[start of MATERIAL PROVIDED]
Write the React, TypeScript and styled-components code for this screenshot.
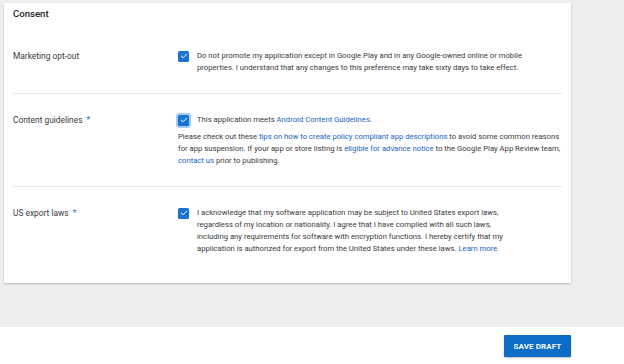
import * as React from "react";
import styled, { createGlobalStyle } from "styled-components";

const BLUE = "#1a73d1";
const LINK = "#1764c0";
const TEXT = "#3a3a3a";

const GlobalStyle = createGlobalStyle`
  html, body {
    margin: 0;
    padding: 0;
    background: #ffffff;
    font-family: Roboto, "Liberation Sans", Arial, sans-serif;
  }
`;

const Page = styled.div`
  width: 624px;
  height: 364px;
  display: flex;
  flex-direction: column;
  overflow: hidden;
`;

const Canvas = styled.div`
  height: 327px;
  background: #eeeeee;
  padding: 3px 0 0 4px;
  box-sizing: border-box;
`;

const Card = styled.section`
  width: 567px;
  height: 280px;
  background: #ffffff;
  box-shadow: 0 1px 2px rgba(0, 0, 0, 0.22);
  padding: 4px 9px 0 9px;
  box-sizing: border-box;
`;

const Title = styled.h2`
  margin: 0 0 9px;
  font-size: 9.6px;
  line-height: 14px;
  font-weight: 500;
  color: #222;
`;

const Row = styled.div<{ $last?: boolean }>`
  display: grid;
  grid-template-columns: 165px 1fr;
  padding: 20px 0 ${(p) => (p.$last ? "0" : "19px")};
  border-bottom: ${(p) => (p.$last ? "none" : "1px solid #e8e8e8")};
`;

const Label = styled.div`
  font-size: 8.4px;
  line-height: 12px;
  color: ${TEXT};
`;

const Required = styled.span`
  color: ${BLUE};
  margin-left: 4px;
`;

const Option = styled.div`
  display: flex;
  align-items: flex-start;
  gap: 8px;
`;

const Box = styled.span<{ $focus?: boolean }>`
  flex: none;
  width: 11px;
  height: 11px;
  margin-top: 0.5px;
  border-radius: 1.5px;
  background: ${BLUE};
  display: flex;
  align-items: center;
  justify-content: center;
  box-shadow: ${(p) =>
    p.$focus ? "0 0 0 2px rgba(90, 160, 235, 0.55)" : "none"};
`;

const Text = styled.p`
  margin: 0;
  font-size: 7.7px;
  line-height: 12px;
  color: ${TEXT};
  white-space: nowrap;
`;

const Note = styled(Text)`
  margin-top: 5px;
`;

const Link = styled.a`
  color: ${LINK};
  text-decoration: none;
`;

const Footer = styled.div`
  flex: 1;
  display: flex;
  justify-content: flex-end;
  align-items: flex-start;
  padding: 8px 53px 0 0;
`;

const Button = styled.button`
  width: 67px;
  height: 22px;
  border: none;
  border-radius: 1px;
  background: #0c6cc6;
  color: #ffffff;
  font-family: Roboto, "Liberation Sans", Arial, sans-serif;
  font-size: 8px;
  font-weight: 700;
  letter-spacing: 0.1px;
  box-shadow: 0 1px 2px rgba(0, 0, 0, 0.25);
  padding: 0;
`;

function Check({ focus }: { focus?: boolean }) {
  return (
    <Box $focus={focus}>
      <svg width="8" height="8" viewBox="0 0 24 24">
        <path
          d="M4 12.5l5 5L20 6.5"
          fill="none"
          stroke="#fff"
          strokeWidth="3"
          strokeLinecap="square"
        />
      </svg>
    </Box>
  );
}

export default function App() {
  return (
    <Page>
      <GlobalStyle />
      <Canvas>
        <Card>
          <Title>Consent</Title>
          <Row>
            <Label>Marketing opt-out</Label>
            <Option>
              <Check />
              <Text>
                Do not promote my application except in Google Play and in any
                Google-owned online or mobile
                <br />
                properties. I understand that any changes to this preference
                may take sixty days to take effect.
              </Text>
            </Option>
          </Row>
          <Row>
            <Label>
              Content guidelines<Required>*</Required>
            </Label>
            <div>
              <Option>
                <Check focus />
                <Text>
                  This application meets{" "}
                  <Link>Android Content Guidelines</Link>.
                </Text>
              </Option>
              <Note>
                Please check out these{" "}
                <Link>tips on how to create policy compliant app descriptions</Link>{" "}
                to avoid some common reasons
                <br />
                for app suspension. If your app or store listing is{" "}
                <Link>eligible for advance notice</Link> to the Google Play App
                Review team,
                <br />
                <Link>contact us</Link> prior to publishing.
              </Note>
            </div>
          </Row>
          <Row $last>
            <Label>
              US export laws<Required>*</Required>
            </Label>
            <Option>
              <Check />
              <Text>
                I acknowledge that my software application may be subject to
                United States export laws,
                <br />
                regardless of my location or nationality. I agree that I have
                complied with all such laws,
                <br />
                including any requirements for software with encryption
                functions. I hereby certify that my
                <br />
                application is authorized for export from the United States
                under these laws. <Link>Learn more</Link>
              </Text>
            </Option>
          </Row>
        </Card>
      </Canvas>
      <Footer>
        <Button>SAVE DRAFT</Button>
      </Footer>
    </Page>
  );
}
[end of MATERIAL PROVIDED]
• EXERCISE BRIEF
Repeat the material above verbatim. Leave the pictures behind.

• RESULT OF THIS EXERCISE
Write the React, TypeScript and styled-components code for this screenshot.
import * as React from "react";
import styled, { createGlobalStyle } from "styled-components";

const BLUE = "#1a73d1";
const LINK = "#1764c0";
const TEXT = "#3a3a3a";

const GlobalStyle = createGlobalStyle`
  html, body {
    margin: 0;
    padding: 0;
    background: #ffffff;
    font-family: Roboto, "Liberation Sans", Arial, sans-serif;
  }
`;

const Page = styled.div`
  width: 624px;
  height: 364px;
  display: flex;
  flex-direction: column;
  overflow: hidden;
`;

const Canvas = styled.div`
  height: 327px;
  background: #eeeeee;
  padding: 3px 0 0 4px;
  box-sizing: border-box;
`;

const Card = styled.section`
  width: 567px;
  height: 280px;
  background: #ffffff;
  box-shadow: 0 1px 2px rgba(0, 0, 0, 0.22);
  padding: 4px 9px 0 9px;
  box-sizing: border-box;
`;

const Title = styled.h2`
  margin: 0 0 9px;
  font-size: 9.6px;
  line-height: 14px;
  font-weight: 500;
  color: #222;
`;

const Row = styled.div<{ $last?: boolean }>`
  display: grid;
  grid-template-columns: 165px 1fr;
  padding: 20px 0 ${(p) => (p.$last ? "0" : "19px")};
  border-bottom: ${(p) => (p.$last ? "none" : "1px solid #e8e8e8")};
`;

const Label = styled.div`
  font-size: 8.4px;
  line-height: 12px;
  color: ${TEXT};
`;

const Required = styled.span`
  color: ${BLUE};
  margin-left: 4px;
`;

const Option = styled.div`
  display: flex;
  align-items: flex-start;
  gap: 8px;
`;

const Box = styled.span<{ $focus?: boolean }>`
  flex: none;
  width: 11px;
  height: 11px;
  margin-top: 0.5px;
  border-radius: 1.5px;
  background: ${BLUE};
  display: flex;
  align-items: center;
  justify-content: center;
  box-shadow: ${(p) =>
    p.$focus ? "0 0 0 2px rgba(90, 160, 235, 0.55)" : "none"};
`;

const Text = styled.p`
  margin: 0;
  font-size: 7.7px;
  line-height: 12px;
  color: ${TEXT};
  white-space: nowrap;
`;

const Note = styled(Text)`
  margin-top: 5px;
`;

const Link = styled.a`
  color: ${LINK};
  text-decoration: none;
`;

const Footer = styled.div`
  flex: 1;
  display: flex;
  justify-content: flex-end;
  align-items: flex-start;
  padding: 8px 53px 0 0;
`;

const Button = styled.button`
  width: 67px;
  height: 22px;
  border: none;
  border-radius: 1px;
  background: #0c6cc6;
  color: #ffffff;
  font-family: Roboto, "Liberation Sans", Arial, sans-serif;
  font-size: 8px;
  font-weight: 700;
  letter-spacing: 0.1px;
  box-shadow: 0 1px 2px rgba(0, 0, 0, 0.25);
  padding: 0;
`;

function Check({ focus }: { focus?: boolean }) {
  return (
    <Box $focus={focus}>
      <svg width="8" height="8" viewBox="0 0 24 24">
        <path
          d="M4 12.5l5 5L20 6.5"
          fill="none"
          stroke="#fff"
          strokeWidth="3"
          strokeLinecap="square"
        />
      </svg>
    </Box>
  );
}

export default function App() {
  return (
    <Page>
      <GlobalStyle />
      <Canvas>
        <Card>
          <Title>Consent</Title>
          <Row>
            <Label>Marketing opt-out</Label>
            <Option>
              <Check />
              <Text>
                Do not promote my application except in Google Play and in any
                Google-owned online or mobile
                <br />
                properties. I understand that any changes to this preference
                may take sixty days to take effect.
              </Text>
            </Option>
          </Row>
          <Row>
            <Label>
              Content guidelines<Required>*</Required>
            </Label>
            <div>
              <Option>
                <Check focus />
                <Text>
                  This application meets{" "}
                  <Link>Android Content Guidelines</Link>.
                </Text>
              </Option>
              <Note>
                Please check out these{" "}
                <Link>tips on how to create policy compliant app descriptions</Link>{" "}
                to avoid some common reasons
                <br />
                for app suspension. If your app or store listing is{" "}
                <Link>eligible for advance notice</Link> to the Google Play App
                Review team,
                <br />
                <Link>contact us</Link> prior to publishing.
              </Note>
            </div>
          </Row>
          <Row $last>
            <Label>
              US export laws<Required>*</Required>
            </Label>
            <Option>
              <Check />
              <Text>
                I acknowledge that my software application may be subject to
                United States export laws,
                <br />
                regardless of my location or nationality. I agree that I have
                complied with all such laws,
                <br />
                including any requirements for software with encryption
                functions. I hereby certify that my
                <br />
                application is authorized for export from the United States
                under these laws. <Link>Learn more</Link>
              </Text>
            </Option>
          </Row>
        </Card>
      </Canvas>
      <Footer>
        <Button>SAVE DRAFT</Button>
      </Footer>
    </Page>
  );
}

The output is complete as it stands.